The sharing economy today: Using technology to share goods and provide services among peers
The specialization and efficiency improvements have given us access to countless goods and services. The result of this is that we own too many things that we do not need or do not use frequently. Let’s throw in some figures to contrast what we own vs what the nomads owned. The comparison is obviously not fair, but it still tells a story. Early nomads probably owned fewer than a dozen things (some clothes and a few tools). How many things can you call your own today? How many items are you carrying on yourself right now, and how many items do you have at home?
- According to the LA Times, the average number of items in American homes is 300,000.
- British researchers found that an average 10-year-old owns 238 toys and plays with only 12 of them.
- According to the Wall Street Journal, Americans spend over $1.2 trillion annually on non-essential goods (goods that they do not need).
- While writing this article, I just counted the items that I have brought with me to work – the number is 64, including what I am wearing and the things in my bag, wallet, etc.
Where is the link to the sharing economy? The essential question is: could there be a better resource allocation by sharing all these non-essential goods that we own? The sharing economy as we know it today utilizes unused or underused resources, capacity and time. This is accelerated by technology as the backbone, and provides a different kind of user experience. Some of the most successful and highly valued companies today are part of the sharing economy umbrella. Everybody has heard of Uber and Airbnb, the two leading sharing economy companies, which are valued in the billions. But more and more companies are joining the billionaire list, like Instacart, WeWork and Lending Club. These companies are more efficient than their traditional competitors. However, they merely act as intermediaries, driving costs up. They are valued in the billions just for enabling sharing through technology and creating a different user experience.
The sharing economy in the near future: Blockchain as a game changer
The blockchain technology has driven companies acting as intermediaries, even governmental organizations, to be on alert mode. What is the blockchain? In short, the blockchain is a decentralized and distributed ledger that is built on a technology that democratizes the authentication of transactions and relies on thousands of computers on a network to figure out a way to maintain that ledger.
While the technology is still in its early stages, an important aspect for our context is that it enables peer-to-peer trading in a very easy and transparent way, creating trust among parties without the need for an intermediary. Traditional industries and intermediaries, such as those in financial services, have formed alliances to respond to this technology – a move that has the ability to utterly transform and, in some cases, destroy their core business.
Even at a business-to-customer level, the transformation that sharing economy companies and new technologies promise could be significant. The core business of banks is to borrow, safely keep and lend money. If we were able to remove banks as an intermediary, we could get rid of the cost associated with them. Sharing economy companies are a first step toward that. Lending Club or Funding Circle – large peer-to-peer lending platforms – offer individuals and businesses the opportunity to bypass banks. They themselves remain intermediaries and offer lower transaction costs.
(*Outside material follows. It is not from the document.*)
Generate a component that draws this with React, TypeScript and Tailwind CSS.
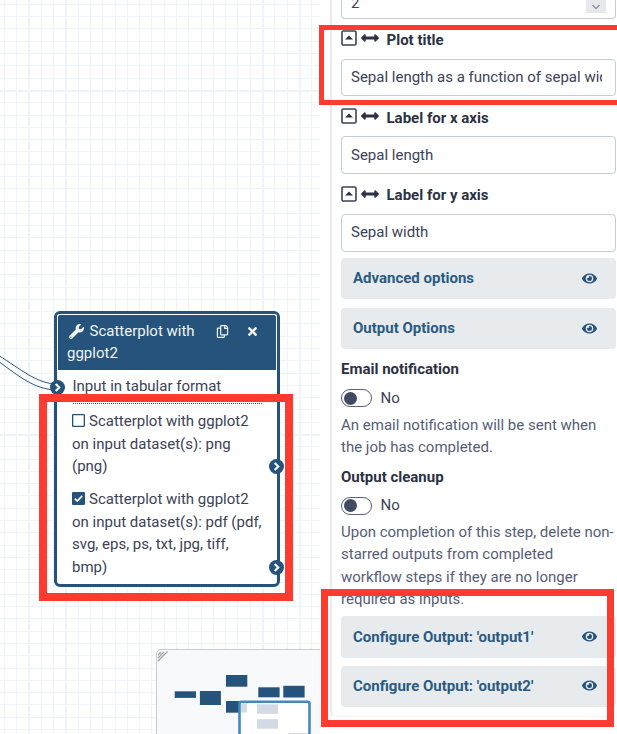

In an ideal case, I would like to borrow/lend money from/to you or a group of people directly without an intermediary.
Blockchains enable us to send each other money directly and safely by bypassing a bank, credit card company, or PayPal. Despite some challenges, many business experts across different industries are certain that it is only a matter of time until the blockchain breaks through. And the possibilities may be limitless. Will currencies as we know them today cease to exist? Can we get every human being a bank account through the blockchain? Can you marry over the blockchain without somebody or an institution confirming your marriage? Can you simplify your supply chain by tracking and recording each step of a product? Can you vote on the blockchain? Can you hold governments better accountable to their promises? Or, further, can you decentralize governments?
The internet transformed the way we use information. The blockchain has the potential to change the way we interact, share and work with each other. It has the power to disrupt the current disrupters flourishing under the sharing economy.
What will your role be in this evolution? How will this shape the future of business and the future of work?